Have you ever charged your phone to 100 percent, left the house for the day only to realise your once fully charged phone is now at 20 percent?
Such is the life of our mobile gadgets.
They chew up a lot of power, due to the number of applications and capabilities any given phone has. According to researchers from the University of Washington, if we are willing to downsize on the apps and capabilities we may be able to get rid of batteries altogether.
The new technology uses a process known as ‘backscatter’. A technique that uses the radio waves that already surround us as a form of communication. Though the new phone is still in its testing phase, researchers successfully made a call to an Android phone.
Digital backscatter or as researchers call it, ‘Passive Wi-Fi’ was used by researchers to create singing birthday cards and talking t-shirts, generating only small amounts of energy. The team then simplified the system to power the mobile phone. Researcher Vamsi Talla who worked on the prototype explains:
Converting analogue human speech to digital signals consumes a lot of power, if you can communicate using analogue technology, you're actually more power efficient.
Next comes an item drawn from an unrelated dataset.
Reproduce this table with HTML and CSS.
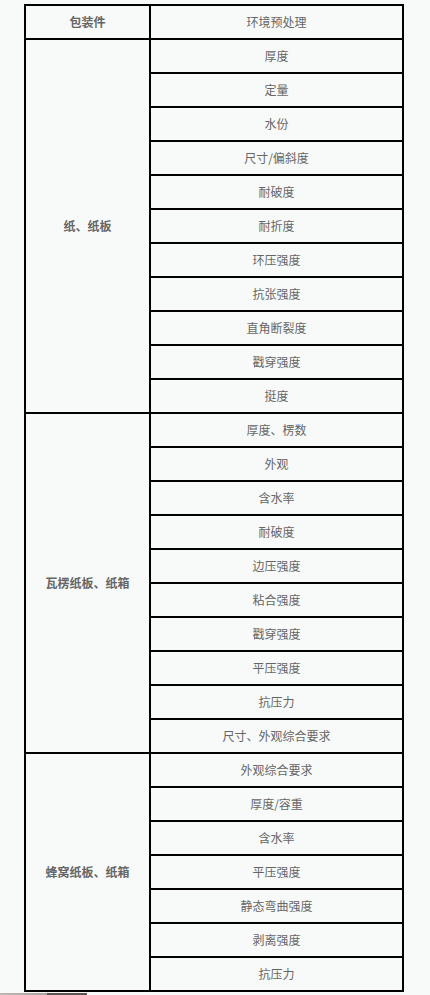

This involved re-writing analogue backscatter technology a technology that was last used during the Cold War. The phone sends digital signals but then immediately will switch to analogue for voice calls.
The digital base station of the phone will connect to Skype; this base station will then provide the device with the power it needs. At present, the phone is not particularly mobile, it can only move 15 metres away from its base station, but once the base station is successfully connected to phone towers, it will allow greater range.
Real cell towers have a hundred times as much power, and would increase the range to perhaps a kilometre
The tech is very much in its testing phase, but if the phone proves successful, we may see the end of the dreaded charger.
And the end to being stuck in the middle of nowhere with a dead phone.